— STATED TASK —
Copy all lines below containing "styles".

— DATA TO USE —
---*---

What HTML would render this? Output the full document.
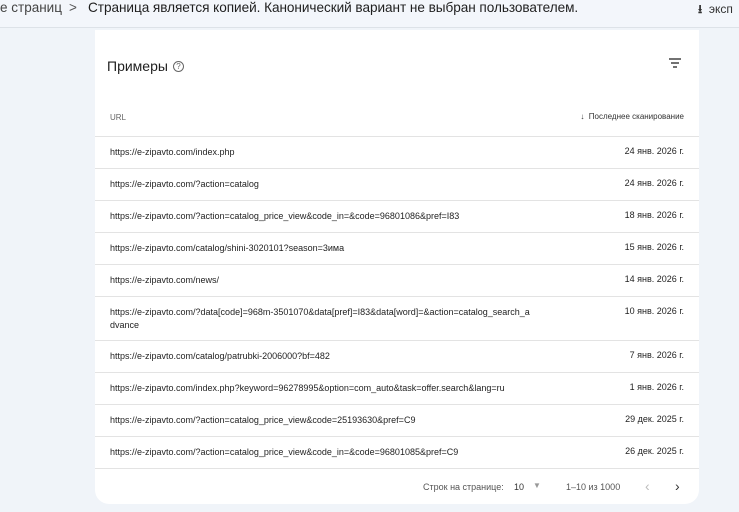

---*---

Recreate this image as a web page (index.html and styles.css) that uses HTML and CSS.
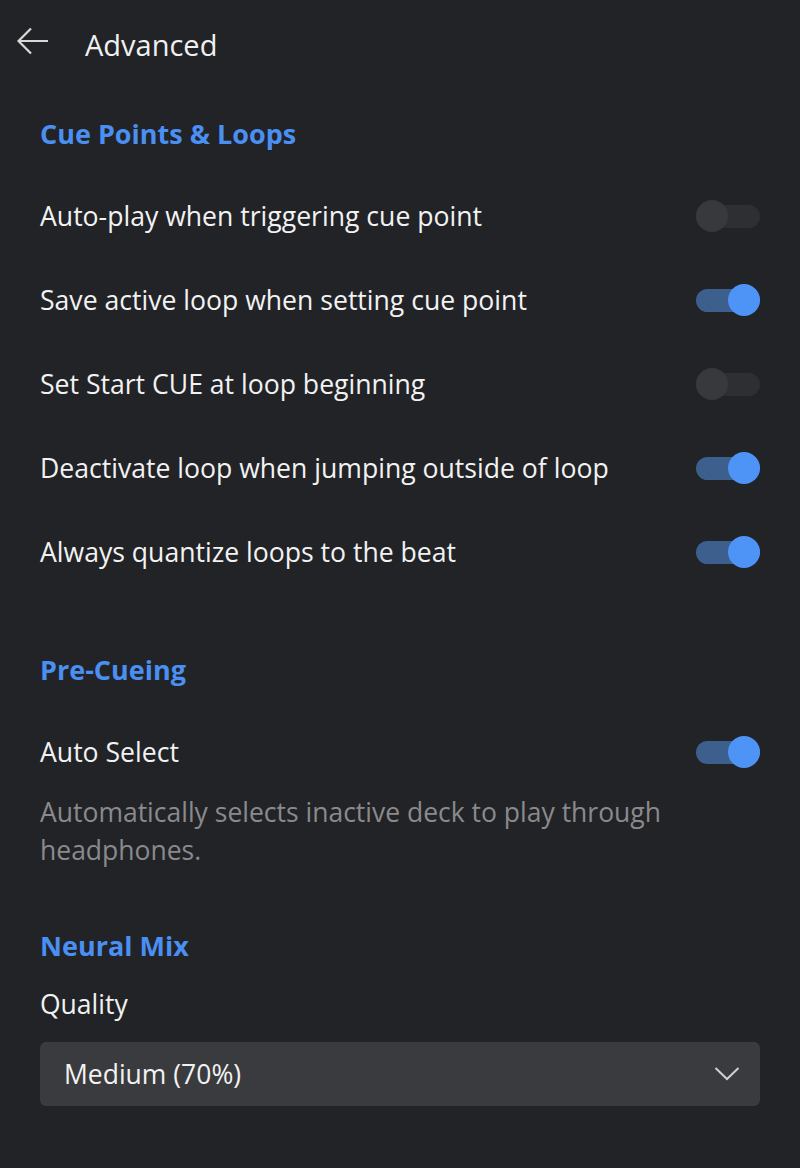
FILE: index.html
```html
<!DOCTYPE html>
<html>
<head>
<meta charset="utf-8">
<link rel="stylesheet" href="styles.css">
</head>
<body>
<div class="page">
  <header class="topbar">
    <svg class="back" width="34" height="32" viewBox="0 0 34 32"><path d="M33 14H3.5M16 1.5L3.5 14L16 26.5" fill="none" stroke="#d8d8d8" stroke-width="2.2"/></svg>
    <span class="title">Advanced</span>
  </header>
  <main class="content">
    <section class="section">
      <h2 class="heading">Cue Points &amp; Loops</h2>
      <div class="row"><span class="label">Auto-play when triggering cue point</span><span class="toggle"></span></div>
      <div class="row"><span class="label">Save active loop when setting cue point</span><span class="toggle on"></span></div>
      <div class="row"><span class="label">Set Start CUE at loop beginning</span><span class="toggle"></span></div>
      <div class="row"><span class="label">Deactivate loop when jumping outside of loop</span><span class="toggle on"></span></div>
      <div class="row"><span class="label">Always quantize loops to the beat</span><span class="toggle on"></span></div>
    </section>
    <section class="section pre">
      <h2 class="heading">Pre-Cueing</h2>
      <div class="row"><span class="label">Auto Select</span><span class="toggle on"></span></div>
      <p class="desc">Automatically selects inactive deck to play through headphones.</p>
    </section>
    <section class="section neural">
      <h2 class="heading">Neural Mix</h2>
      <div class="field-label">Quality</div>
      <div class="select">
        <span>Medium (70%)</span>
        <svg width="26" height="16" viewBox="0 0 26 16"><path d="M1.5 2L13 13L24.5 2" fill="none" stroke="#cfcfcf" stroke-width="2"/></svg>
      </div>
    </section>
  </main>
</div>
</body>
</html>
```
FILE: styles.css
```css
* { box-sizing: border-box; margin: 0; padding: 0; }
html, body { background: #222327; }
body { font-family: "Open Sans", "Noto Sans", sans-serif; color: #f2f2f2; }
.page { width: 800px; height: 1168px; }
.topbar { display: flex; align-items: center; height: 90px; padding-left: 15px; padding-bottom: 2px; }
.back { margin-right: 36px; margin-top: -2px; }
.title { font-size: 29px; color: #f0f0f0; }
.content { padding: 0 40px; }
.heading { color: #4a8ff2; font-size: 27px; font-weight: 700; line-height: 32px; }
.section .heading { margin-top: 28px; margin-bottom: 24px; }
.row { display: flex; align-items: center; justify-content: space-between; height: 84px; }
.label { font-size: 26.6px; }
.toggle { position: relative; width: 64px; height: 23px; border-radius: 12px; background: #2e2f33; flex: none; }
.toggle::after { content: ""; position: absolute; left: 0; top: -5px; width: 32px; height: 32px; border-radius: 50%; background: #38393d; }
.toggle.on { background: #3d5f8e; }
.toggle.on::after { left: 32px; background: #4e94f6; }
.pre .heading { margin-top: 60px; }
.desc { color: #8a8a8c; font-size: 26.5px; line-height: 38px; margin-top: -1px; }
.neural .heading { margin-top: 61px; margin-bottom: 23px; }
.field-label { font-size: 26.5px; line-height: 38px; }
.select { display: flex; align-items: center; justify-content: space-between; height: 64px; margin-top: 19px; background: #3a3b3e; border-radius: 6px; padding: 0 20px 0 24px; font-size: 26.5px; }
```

---*---

— RESULT OF THIS EXERCISE —
Recreate this image as a web page (index.html and styles.css) that uses HTML and CSS.
<link rel="stylesheet" href="styles.css">
FILE: styles.css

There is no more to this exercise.